When the battery is subjected to the CC discharge step (3), at 1.32 C, three different behaviors can be observed on the two different directions. In the first one, until the LiB reached the 3.30 V, there is a sudden increase of strain. In the y-direction this increase is nearly two-times higher than the one measured in the x-direction. After this, a strain decreases of 7.39 ± 0.01 µε and 6.46 ± 0.01 µε was measured in the y- and x-directions, respectively, until the cut-off voltage was reached. This was followed by a fast increase of strain, as the battery starts to operate under abusive conditions, between 3.20 V and 1.95 V. In this case, the y-direction strain increased up to 213.53 ± 0.01 µε. On the x-direction, a 3.4-times lower strain value was recorded.
These values can be converted to length variations (ΔL), by multiplying the strain by the length or the width of the LiB on the y- or x-directions, respectively. Thus, maximum ΔL of 18.36 ± 0.05 µm and 1.86 ± 0.05 µm on the y- and x-directions were calculated, respectively. These length variations can be translated to a longitudinal and transversal variation in the battery of 0.021% and 0.006% in the y- and x-directions, respectively.
The same LiB was submitted to a different cycling protocol test, where a different discharge rate of 5.77 C was applied. This higher discharge rate was selected so that the battery would operate under abnormal conditions. However, the same charge rate was used to charge the battery at 3.95 V. The bi-directional strain variations obtained are presented in
Figure 5.
Comparatively to the cycling protocol presented previously and attending the CC charge steps (1) and CV steps (2), the same range of Δε were obtained, causing maximum ΔL of 10.53 ± 0.05 µm and 0.89 ± 0.05 µm in the y- and x-directions, respectively, and longitudinal and transversal shifts of 0.012% and 0.003%, respectively, on the battery.
When the battery is subjected to CC discharge steps (3), a monotonic increase can be observed in both directions. However, a different increasing time occurs, before and after the battery reached the cut-off voltage, following the fast voltage decrease. On the y-direction, a maximum strain variation of 593.58 ± 0.01 µε was measured and a correspondent ΔL of 51.05 ± 0.05 µm was calculated. This high elongation translated in a battery longitudinal variation of 0.060%. The sensors located in the x-direction followed a similar behavior as in the previous cycling protocol and detected lower strain variations. In this case, a maximum transversal variation of 0.022% was obtained.
In all cycles, it was observed that the maximum strain variations are registered when the battery discharge process ends. A relation between the different discharge rates which are applied and the longitudinal and transversal variations on the LiB can be performed by considering the battery dimensions and the ΔL values obtained in the two directions. For instance, the ratio of the LiB dimensions is 2.87, whereas dividing the longitudinal by the transversal variation measured over the higher discharge rate, a ratio of 2.73 is calculated. Making the same analogy but for the discharge rate of 1.32 C, a ratio value of 3.50 is obtained. This means that the expansion and contraction of the internal ‘jelly roll’ structure that constitutes the prismatic battery behaves differently on each charge/discharge process which is subject, and it is not proportional to the LiB dimensions.

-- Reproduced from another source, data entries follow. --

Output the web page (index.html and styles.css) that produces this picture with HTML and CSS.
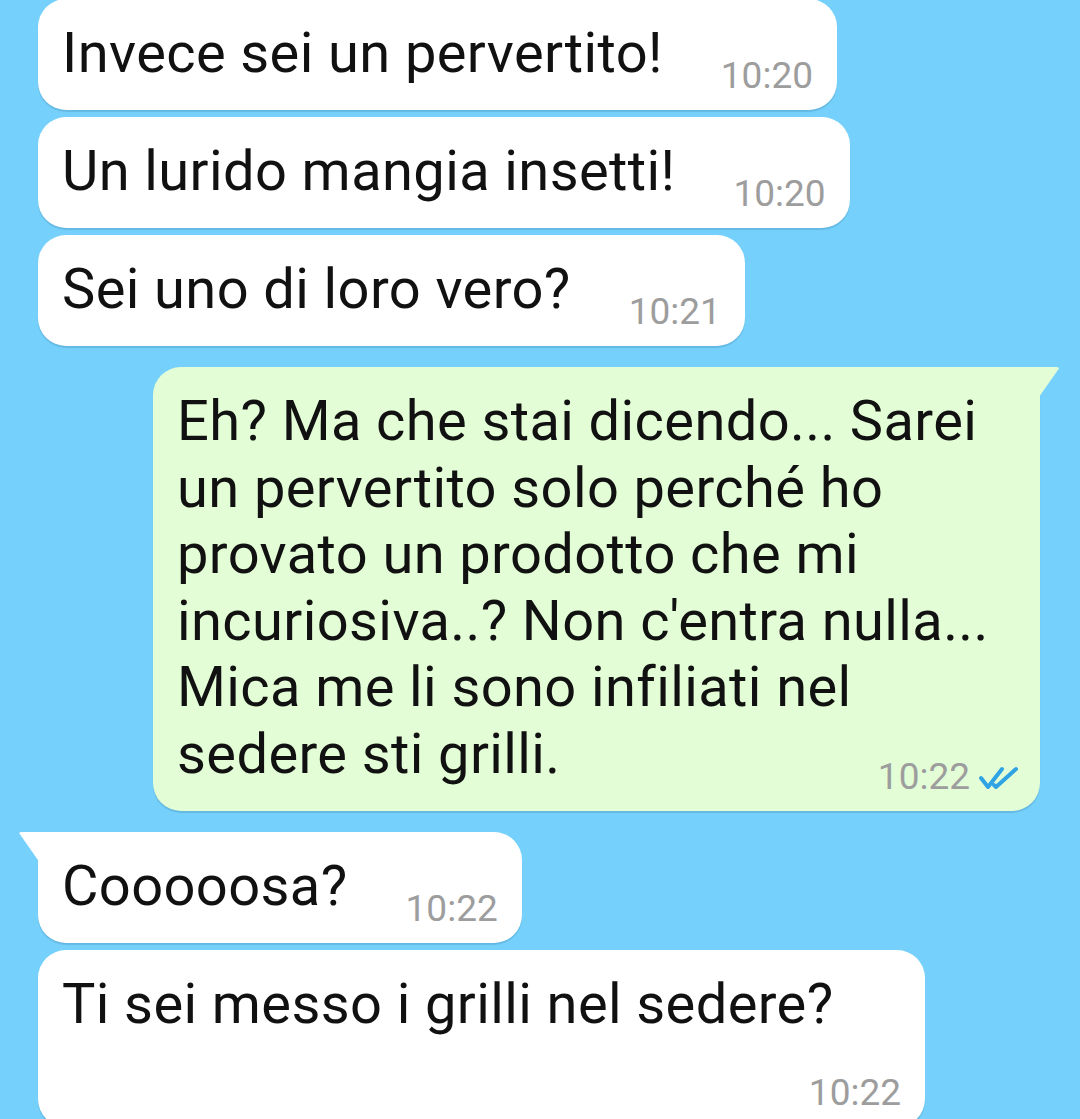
FILE: index.html
```html
<!DOCTYPE html>
<html lang="it">
<head>
  <meta charset="UTF-8" />
  <meta name="viewport" content="width=device-width, initial-scale=1" />
  <title>Chat</title>
  <link rel="stylesheet" href="styles.css">
</head>
<body>
  <div class="chat">
    <div class="group">
      <div class="bubble">Invece sei un pervertito!<span class="time">10:20</span></div>
      <div class="bubble">Un lurido mangia insetti!<span class="time">10:20</span></div>
      <div class="bubble">Sei uno di loro vero?<span class="time">10:21</span></div>
    </div>

    <div class="group out">
      <div class="bubble tail">Eh? Ma che stai dicendo... Sarei un pervertito solo perché ho provato un prodotto che mi incuriosiva..? Non c'entra nulla... Mica me li sono infiliati nel sedere sti grilli.<span class="time">10:22<svg class="ticks" width="42" height="26" viewBox="0 0 42 26" fill="none" stroke="currentColor" stroke-width="4" stroke-linecap="round" stroke-linejoin="round"><path d="M3 13 L10 22 L24 4"></path><path d="M16 20 L18 22 L38 4"></path></svg></span></div>
    </div>

    <div class="group">
      <div class="bubble tail">Cooooosa?<span class="time">10:22</span></div>
      <div class="bubble">Ti sei messo i grilli nel sedere?<span class="time">10:22</span></div>
    </div>
  </div>
</body>
</html>
```

FILE: styles.css
```css
html,
body {
  margin: 0;
  height: 100%;
  overflow: hidden;
  background: #75d1fb;
}
body {
  font-family: Roboto, 'Noto Sans', sans-serif;
}
.chat {
  display: flex;
  flex-direction: column;
  gap: 21px;
  padding: 0 40px 0 38px;
  margin-top: -1px;
}
.group {
  display: flex;
  flex-direction: column;
  align-items: flex-start;
  gap: 7px;
}
.group.out {
  align-items: flex-end;
}
.bubble {
  position: relative;
  max-width: 887px;
  box-sizing: border-box;
  padding: 21px 24px 13px;
  background: #fff;
  border-radius: 28px;
  box-shadow: 0 2px 1px rgba(0, 40, 80, 0.14);
  color: #111;
  font-size: 56px;
  line-height: 66.5px;
  letter-spacing: 0.4px;
}
.out .bubble {
  background: #e3fdd6;
  padding-right: 20px;
}
.time {
  float: right;
  margin: 34px 0 0 58px;
  color: #9d9d9d;
  font-size: 37px;
  line-height: normal;
  letter-spacing: 0;
}
.ticks {
  margin-left: 8px;
  color: #2fa3e3;
  vertical-align: -2px;
}

/* little corner tail on the first bubble of a group */
.bubble.tail::before {
  content: "";
  position: absolute;
  top: 0;
  width: 21px;
  height: 30px;
  background: inherit;
}
.group:not(.out) .bubble.tail {
  border-top-left-radius: 0;
}
.group:not(.out) .bubble.tail::before {
  left: -20px;
  clip-path: polygon(0 0, 100% 0, 100% 100%);
  border-top-left-radius: 4px;
}
.out .bubble.tail {
  border-top-right-radius: 0;
}
.out .bubble.tail::before {
  right: -20px;
  clip-path: polygon(0 0, 100% 0, 0 100%);
  border-top-right-radius: 4px;
}
```
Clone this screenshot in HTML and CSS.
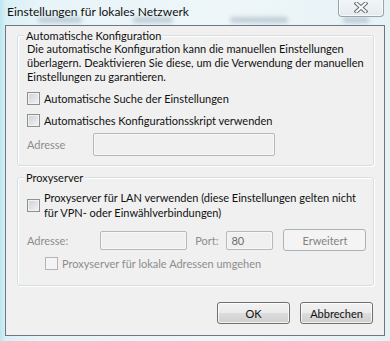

Through a complete analysis of the cycling test, it is evident that, in both cases, the maximum values obtained for the temperature and strain variations agree with the sudden decrease of the voltage. Considering all strain and temperature values measured, different behaviors in terms of direction of expansion and temperature variations on the two sides of the battery were detected. These results are in good agreement with the ones found in the literature [
6,
9,
10].
The monitoring of the internal and external parameters during charge and discharge cycles, combined with battery management systems, seems to be adequate to improve overall safety. They also could be used to determine realistic operating conditions and geometries, towards more stable cell pack designs.
4. Conclusions
A network of FBG sensors was successfully used to simultaneously monitor temperature and bi-directional (x- and y-direction) strain in a prismatic rechargeable LiB, under an experimental cycling protocol with normal CC charge and different CC discharge steps (1.32 C and 5.77 C). When the battery was subjected to abnormal operating conditions, as fast discharge and operating below the cut-off voltage, it is evident that higher temperature and strain variations occur, which are promoted by the rapid Li+ transport between the positive and negative electrodes. Over the CC charge step, maximum temperature and strain variations were reached at the end of the process, with values of 1.29 ± 0.13 °C in the positive electrode side and 122.49 ± 0.01 µε and 29.61 ± 0.01 µε on the y- and x-directions, respectively.
During the CC discharge step, the higher strain and temperature values of 593.58 ± 0.01 µε and 27.52 ± 0.13 °C were respectively register for the higher discharge rate and when the LiB voltage was lower. These values also relate to the y-direction and positive electrode side and correspond to a battery longitudinal expansion of 0.060%. As expected, there is a deformation increase when the temperature also increases, due the thermal expansion of the materials that compose the battery. Thus, the internal structure of the battery is an important parameter to have in consideration and can influence the behavior of battery materials in terms of expansion and contraction over its operation.
The sensing network presented proved to be an effective, precise, alternative solution to real time monitor, multipoint and in operando temperature and bi-directional strain changes in the LiBs promoting their safety.